§ Requirement
Restate the whole of the material. Keep every word, and drop the pictures.

= = = = =

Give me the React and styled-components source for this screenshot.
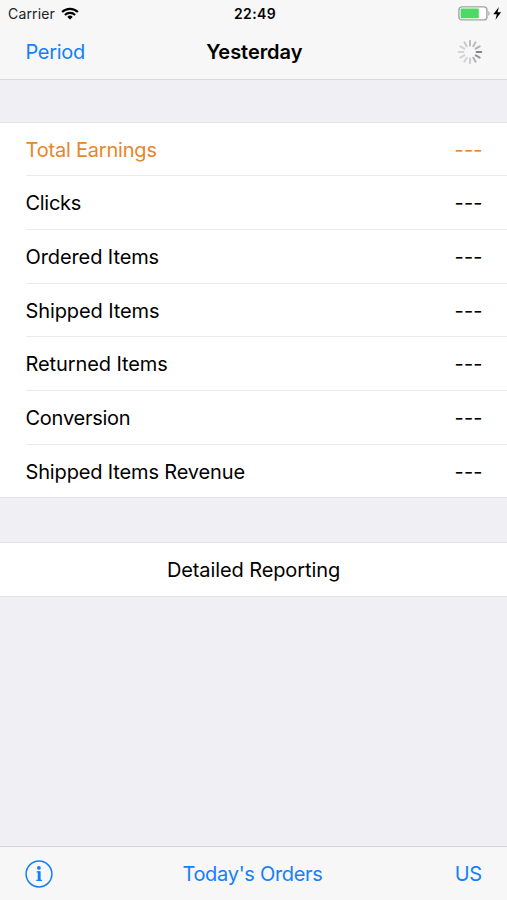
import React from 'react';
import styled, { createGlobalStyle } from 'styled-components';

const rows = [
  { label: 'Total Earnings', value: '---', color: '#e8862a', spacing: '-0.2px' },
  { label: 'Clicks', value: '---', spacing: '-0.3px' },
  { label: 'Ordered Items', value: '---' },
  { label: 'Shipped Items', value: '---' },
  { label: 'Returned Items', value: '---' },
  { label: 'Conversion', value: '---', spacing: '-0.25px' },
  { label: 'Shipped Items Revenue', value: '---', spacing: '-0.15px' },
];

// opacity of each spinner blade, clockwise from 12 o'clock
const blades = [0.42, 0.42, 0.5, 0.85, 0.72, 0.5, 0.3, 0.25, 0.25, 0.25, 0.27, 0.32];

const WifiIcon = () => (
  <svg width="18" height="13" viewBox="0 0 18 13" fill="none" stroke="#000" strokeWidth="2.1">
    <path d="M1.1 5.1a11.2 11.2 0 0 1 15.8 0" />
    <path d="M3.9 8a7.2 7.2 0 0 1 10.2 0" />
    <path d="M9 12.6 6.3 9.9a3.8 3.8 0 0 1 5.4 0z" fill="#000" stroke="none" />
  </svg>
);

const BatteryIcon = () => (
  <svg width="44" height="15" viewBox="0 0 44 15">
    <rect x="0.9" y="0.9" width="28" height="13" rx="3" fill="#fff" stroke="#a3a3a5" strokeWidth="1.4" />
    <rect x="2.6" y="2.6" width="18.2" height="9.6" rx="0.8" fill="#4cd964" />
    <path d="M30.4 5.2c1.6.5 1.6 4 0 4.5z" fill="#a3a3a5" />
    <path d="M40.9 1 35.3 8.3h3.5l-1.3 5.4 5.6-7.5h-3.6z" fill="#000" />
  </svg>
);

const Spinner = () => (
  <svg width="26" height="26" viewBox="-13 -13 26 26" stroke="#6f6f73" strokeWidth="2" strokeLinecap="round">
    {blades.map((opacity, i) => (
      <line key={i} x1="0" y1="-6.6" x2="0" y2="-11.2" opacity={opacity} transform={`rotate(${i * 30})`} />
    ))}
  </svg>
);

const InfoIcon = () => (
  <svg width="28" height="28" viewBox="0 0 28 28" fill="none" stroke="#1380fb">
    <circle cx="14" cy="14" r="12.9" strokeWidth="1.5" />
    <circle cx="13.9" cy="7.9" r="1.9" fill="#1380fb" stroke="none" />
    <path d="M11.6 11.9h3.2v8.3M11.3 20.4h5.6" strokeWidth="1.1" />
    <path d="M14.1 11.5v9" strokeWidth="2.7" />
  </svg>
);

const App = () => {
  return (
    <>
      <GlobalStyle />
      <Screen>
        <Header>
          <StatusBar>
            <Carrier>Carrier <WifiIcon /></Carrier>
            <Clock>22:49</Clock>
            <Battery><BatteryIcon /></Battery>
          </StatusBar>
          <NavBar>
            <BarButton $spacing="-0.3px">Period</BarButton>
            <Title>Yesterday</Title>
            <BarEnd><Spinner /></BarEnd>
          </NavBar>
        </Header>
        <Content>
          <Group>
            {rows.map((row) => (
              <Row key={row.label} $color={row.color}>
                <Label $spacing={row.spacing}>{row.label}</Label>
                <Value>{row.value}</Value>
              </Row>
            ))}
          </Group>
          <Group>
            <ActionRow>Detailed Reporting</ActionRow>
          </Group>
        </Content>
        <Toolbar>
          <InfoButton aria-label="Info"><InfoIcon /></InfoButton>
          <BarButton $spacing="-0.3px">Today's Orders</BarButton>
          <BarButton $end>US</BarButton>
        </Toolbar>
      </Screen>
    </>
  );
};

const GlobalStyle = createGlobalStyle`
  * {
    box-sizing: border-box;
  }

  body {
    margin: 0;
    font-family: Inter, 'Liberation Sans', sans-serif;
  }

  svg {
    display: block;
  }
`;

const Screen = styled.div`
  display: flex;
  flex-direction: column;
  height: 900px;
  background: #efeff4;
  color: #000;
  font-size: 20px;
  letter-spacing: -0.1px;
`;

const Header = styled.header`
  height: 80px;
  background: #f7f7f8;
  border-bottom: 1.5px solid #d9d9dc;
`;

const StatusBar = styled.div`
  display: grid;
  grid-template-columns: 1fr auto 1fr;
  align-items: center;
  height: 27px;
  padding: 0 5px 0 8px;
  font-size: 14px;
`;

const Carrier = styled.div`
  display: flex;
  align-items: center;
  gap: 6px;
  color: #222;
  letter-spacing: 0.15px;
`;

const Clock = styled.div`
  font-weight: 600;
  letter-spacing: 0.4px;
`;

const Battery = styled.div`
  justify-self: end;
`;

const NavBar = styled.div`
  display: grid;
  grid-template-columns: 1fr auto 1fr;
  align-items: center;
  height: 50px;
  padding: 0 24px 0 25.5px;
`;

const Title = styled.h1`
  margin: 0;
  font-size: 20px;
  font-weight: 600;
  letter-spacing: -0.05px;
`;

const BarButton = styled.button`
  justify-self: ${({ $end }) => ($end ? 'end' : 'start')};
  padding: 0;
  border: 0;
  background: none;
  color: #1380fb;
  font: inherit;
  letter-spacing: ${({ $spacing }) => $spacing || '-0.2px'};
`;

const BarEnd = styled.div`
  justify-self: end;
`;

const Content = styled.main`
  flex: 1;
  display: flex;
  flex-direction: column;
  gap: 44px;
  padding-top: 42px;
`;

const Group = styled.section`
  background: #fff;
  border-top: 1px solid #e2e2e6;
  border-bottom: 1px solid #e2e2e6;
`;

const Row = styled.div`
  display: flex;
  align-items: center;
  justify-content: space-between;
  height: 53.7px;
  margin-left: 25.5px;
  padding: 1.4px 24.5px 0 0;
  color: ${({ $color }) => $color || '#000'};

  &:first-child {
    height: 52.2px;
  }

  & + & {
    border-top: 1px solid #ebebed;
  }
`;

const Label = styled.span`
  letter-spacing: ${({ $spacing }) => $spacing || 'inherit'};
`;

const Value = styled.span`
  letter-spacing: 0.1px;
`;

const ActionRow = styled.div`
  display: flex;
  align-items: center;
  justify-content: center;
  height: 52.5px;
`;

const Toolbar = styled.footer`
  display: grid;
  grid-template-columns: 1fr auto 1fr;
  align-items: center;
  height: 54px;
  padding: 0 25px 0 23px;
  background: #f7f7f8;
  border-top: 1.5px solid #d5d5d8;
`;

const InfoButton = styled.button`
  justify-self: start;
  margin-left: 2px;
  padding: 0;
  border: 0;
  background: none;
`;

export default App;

= = = = =

§ The reply
Give me the React and styled-components source for this screenshot.
import React from 'react';
import styled, { createGlobalStyle } from 'styled-components';

const rows = [
  { label: 'Total Earnings', value: '---', color: '#e8862a', spacing: '-0.2px' },
  { label: 'Clicks', value: '---', spacing: '-0.3px' },
  { label: 'Ordered Items', value: '---' },
  { label: 'Shipped Items', value: '---' },
  { label: 'Returned Items', value: '---' },
  { label: 'Conversion', value: '---', spacing: '-0.25px' },
  { label: 'Shipped Items Revenue', value: '---', spacing: '-0.15px' },
];

// opacity of each spinner blade, clockwise from 12 o'clock
const blades = [0.42, 0.42, 0.5, 0.85, 0.72, 0.5, 0.3, 0.25, 0.25, 0.25, 0.27, 0.32];

const WifiIcon = () => (
  <svg width="18" height="13" viewBox="0 0 18 13" fill="none" stroke="#000" strokeWidth="2.1">
    <path d="M1.1 5.1a11.2 11.2 0 0 1 15.8 0" />
    <path d="M3.9 8a7.2 7.2 0 0 1 10.2 0" />
    <path d="M9 12.6 6.3 9.9a3.8 3.8 0 0 1 5.4 0z" fill="#000" stroke="none" />
  </svg>
);

const BatteryIcon = () => (
  <svg width="44" height="15" viewBox="0 0 44 15">
    <rect x="0.9" y="0.9" width="28" height="13" rx="3" fill="#fff" stroke="#a3a3a5" strokeWidth="1.4" />
    <rect x="2.6" y="2.6" width="18.2" height="9.6" rx="0.8" fill="#4cd964" />
    <path d="M30.4 5.2c1.6.5 1.6 4 0 4.5z" fill="#a3a3a5" />
    <path d="M40.9 1 35.3 8.3h3.5l-1.3 5.4 5.6-7.5h-3.6z" fill="#000" />
  </svg>
);

const Spinner = () => (
  <svg width="26" height="26" viewBox="-13 -13 26 26" stroke="#6f6f73" strokeWidth="2" strokeLinecap="round">
    {blades.map((opacity, i) => (
      <line key={i} x1="0" y1="-6.6" x2="0" y2="-11.2" opacity={opacity} transform={`rotate(${i * 30})`} />
    ))}
  </svg>
);

const InfoIcon = () => (
  <svg width="28" height="28" viewBox="0 0 28 28" fill="none" stroke="#1380fb">
    <circle cx="14" cy="14" r="12.9" strokeWidth="1.5" />
    <circle cx="13.9" cy="7.9" r="1.9" fill="#1380fb" stroke="none" />
    <path d="M11.6 11.9h3.2v8.3M11.3 20.4h5.6" strokeWidth="1.1" />
    <path d="M14.1 11.5v9" strokeWidth="2.7" />
  </svg>
);

const App = () => {
  return (
    <>
      <GlobalStyle />
      <Screen>
        <Header>
          <StatusBar>
            <Carrier>Carrier <WifiIcon /></Carrier>
            <Clock>22:49</Clock>
            <Battery><BatteryIcon /></Battery>
          </StatusBar>
          <NavBar>
            <BarButton $spacing="-0.3px">Period</BarButton>
            <Title>Yesterday</Title>
            <BarEnd><Spinner /></BarEnd>
          </NavBar>
        </Header>
        <Content>
          <Group>
            {rows.map((row) => (
              <Row key={row.label} $color={row.color}>
                <Label $spacing={row.spacing}>{row.label}</Label>
                <Value>{row.value}</Value>
              </Row>
            ))}
          </Group>
          <Group>
            <ActionRow>Detailed Reporting</ActionRow>
          </Group>
        </Content>
        <Toolbar>
          <InfoButton aria-label="Info"><InfoIcon /></InfoButton>
          <BarButton $spacing="-0.3px">Today's Orders</BarButton>
          <BarButton $end>US</BarButton>
        </Toolbar>
      </Screen>
    </>
  );
};

const GlobalStyle = createGlobalStyle`
  * {
    box-sizing: border-box;
  }

  body {
    margin: 0;
    font-family: Inter, 'Liberation Sans', sans-serif;
  }

  svg {
    display: block;
  }
`;

const Screen = styled.div`
  display: flex;
  flex-direction: column;
  height: 900px;
  background: #efeff4;
  color: #000;
  font-size: 20px;
  letter-spacing: -0.1px;
`;

const Header = styled.header`
  height: 80px;
  background: #f7f7f8;
  border-bottom: 1.5px solid #d9d9dc;
`;

const StatusBar = styled.div`
  display: grid;
  grid-template-columns: 1fr auto 1fr;
  align-items: center;
  height: 27px;
  padding: 0 5px 0 8px;
  font-size: 14px;
`;

const Carrier = styled.div`
  display: flex;
  align-items: center;
  gap: 6px;
  color: #222;
  letter-spacing: 0.15px;
`;

const Clock = styled.div`
  font-weight: 600;
  letter-spacing: 0.4px;
`;

const Battery = styled.div`
  justify-self: end;
`;

const NavBar = styled.div`
  display: grid;
  grid-template-columns: 1fr auto 1fr;
  align-items: center;
  height: 50px;
  padding: 0 24px 0 25.5px;
`;

const Title = styled.h1`
  margin: 0;
  font-size: 20px;
  font-weight: 600;
  letter-spacing: -0.05px;
`;

const BarButton = styled.button`
  justify-self: ${({ $end }) => ($end ? 'end' : 'start')};
  padding: 0;
  border: 0;
  background: none;
  color: #1380fb;
  font: inherit;
  letter-spacing: ${({ $spacing }) => $spacing || '-0.2px'};
`;

const BarEnd = styled.div`
  justify-self: end;
`;

const Content = styled.main`
  flex: 1;
  display: flex;
  flex-direction: column;
  gap: 44px;
  padding-top: 42px;
`;

const Group = styled.section`
  background: #fff;
  border-top: 1px solid #e2e2e6;
  border-bottom: 1px solid #e2e2e6;
`;

const Row = styled.div`
  display: flex;
  align-items: center;
  justify-content: space-between;
  height: 53.7px;
  margin-left: 25.5px;
  padding: 1.4px 24.5px 0 0;
  color: ${({ $color }) => $color || '#000'};

  &:first-child {
    height: 52.2px;
  }

  & + & {
    border-top: 1px solid #ebebed;
  }
`;

const Label = styled.span`
  letter-spacing: ${({ $spacing }) => $spacing || 'inherit'};
`;

const Value = styled.span`
  letter-spacing: 0.1px;
`;

const ActionRow = styled.div`
  display: flex;
  align-items: center;
  justify-content: center;
  height: 52.5px;
`;

const Toolbar = styled.footer`
  display: grid;
  grid-template-columns: 1fr auto 1fr;
  align-items: center;
  height: 54px;
  padding: 0 25px 0 23px;
  background: #f7f7f8;
  border-top: 1.5px solid #d5d5d8;
`;

const InfoButton = styled.button`
  justify-self: start;
  margin-left: 2px;
  padding: 0;
  border: 0;
  background: none;
`;

export default App;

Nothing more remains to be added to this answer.